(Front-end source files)

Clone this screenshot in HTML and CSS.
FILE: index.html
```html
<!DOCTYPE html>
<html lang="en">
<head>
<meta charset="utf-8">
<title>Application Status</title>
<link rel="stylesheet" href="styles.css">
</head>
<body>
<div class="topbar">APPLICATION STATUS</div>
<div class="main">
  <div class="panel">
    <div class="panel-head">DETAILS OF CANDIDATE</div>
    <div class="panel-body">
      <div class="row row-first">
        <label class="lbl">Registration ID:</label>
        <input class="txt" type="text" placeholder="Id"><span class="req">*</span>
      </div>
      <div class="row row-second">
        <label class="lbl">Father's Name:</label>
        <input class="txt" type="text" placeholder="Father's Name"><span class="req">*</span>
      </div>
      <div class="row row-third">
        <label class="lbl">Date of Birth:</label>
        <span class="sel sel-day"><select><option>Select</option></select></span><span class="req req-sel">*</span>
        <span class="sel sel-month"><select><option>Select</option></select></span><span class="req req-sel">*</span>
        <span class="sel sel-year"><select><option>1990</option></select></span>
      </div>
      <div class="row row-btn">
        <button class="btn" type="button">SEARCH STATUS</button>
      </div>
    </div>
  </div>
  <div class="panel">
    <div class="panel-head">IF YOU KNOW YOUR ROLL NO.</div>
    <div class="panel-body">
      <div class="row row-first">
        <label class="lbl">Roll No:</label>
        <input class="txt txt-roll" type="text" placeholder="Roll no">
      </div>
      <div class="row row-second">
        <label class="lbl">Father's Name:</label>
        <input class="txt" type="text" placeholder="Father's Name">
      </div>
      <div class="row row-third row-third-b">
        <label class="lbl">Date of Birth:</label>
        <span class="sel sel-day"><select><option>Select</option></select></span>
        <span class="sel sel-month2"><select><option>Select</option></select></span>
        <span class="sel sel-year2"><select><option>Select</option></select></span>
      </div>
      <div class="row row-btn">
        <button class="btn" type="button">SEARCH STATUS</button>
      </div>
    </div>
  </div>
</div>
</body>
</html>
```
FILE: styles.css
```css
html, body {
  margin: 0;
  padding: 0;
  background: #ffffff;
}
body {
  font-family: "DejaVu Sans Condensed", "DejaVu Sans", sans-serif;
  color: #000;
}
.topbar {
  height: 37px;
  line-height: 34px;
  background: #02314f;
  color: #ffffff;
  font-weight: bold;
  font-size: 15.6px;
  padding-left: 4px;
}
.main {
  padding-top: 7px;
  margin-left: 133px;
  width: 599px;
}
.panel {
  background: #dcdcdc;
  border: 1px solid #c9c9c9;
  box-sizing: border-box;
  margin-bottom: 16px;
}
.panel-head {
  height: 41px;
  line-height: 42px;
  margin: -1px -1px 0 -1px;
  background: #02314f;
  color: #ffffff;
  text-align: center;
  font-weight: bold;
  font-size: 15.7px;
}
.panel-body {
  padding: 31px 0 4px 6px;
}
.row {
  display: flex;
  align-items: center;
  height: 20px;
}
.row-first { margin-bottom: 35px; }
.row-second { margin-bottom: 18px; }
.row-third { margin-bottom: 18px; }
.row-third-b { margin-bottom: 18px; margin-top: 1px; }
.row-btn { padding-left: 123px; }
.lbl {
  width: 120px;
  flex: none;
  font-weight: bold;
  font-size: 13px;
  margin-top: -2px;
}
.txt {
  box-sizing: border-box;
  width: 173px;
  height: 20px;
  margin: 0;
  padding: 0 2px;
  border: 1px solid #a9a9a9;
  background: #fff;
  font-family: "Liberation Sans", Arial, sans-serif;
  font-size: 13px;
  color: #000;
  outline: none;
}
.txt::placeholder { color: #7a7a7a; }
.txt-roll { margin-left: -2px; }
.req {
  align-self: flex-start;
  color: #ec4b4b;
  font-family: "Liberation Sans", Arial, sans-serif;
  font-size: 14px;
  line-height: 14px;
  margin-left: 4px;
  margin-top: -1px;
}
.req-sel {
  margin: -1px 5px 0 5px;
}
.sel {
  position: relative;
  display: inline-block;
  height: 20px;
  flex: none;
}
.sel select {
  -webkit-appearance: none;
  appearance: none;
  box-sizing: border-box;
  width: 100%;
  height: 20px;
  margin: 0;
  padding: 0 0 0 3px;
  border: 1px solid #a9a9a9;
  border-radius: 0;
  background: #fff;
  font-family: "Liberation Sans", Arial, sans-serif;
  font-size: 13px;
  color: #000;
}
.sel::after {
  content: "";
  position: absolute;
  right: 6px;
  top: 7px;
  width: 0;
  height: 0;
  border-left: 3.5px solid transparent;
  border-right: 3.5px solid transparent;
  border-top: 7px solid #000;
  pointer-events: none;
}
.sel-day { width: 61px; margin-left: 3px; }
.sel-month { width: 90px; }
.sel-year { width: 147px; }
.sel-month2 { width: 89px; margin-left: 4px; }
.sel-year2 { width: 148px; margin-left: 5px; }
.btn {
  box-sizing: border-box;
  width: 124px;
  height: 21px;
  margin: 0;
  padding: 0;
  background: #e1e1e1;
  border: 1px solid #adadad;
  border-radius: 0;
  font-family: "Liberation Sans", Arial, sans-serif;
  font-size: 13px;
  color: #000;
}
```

--

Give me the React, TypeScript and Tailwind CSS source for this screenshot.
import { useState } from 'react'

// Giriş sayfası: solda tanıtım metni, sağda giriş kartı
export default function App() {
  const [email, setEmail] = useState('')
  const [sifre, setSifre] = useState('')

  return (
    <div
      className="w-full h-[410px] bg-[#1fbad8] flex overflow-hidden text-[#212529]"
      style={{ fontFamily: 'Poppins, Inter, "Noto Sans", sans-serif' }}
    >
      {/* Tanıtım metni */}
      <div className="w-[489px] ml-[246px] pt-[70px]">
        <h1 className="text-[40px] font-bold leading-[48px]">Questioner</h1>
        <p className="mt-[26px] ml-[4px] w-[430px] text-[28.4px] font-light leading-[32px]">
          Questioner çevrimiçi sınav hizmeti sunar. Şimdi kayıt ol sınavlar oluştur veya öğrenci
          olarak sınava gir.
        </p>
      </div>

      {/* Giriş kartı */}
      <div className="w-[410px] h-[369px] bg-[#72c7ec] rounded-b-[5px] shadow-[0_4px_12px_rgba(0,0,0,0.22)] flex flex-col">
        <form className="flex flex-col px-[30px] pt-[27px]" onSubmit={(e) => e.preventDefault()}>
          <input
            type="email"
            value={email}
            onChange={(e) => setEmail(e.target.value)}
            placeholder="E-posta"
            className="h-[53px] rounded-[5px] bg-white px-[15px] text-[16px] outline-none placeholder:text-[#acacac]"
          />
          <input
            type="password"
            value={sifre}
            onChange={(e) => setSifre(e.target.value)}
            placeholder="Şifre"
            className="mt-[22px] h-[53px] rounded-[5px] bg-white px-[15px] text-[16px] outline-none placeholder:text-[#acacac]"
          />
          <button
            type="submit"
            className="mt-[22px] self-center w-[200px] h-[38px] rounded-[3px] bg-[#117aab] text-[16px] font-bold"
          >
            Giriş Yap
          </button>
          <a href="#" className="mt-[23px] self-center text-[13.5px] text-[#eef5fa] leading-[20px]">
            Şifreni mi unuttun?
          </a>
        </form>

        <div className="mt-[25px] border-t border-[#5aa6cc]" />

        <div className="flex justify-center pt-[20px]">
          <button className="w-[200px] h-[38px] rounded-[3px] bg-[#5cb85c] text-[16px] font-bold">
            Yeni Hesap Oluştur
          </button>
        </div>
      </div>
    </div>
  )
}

Task instructions:
Output exactly one stretch of the listing: from the line containing "Give me the" through the line containing "const [sifre, setSifre] = useState('')", both end lines included.

Result for this task:
Give me the React, TypeScript and Tailwind CSS source for this screenshot.
import { useState } from 'react'

// Giriş sayfası: solda tanıtım metni, sağda giriş kartı
export default function App() {
  const [email, setEmail] = useState('')
  const [sifre, setSifre] = useState('')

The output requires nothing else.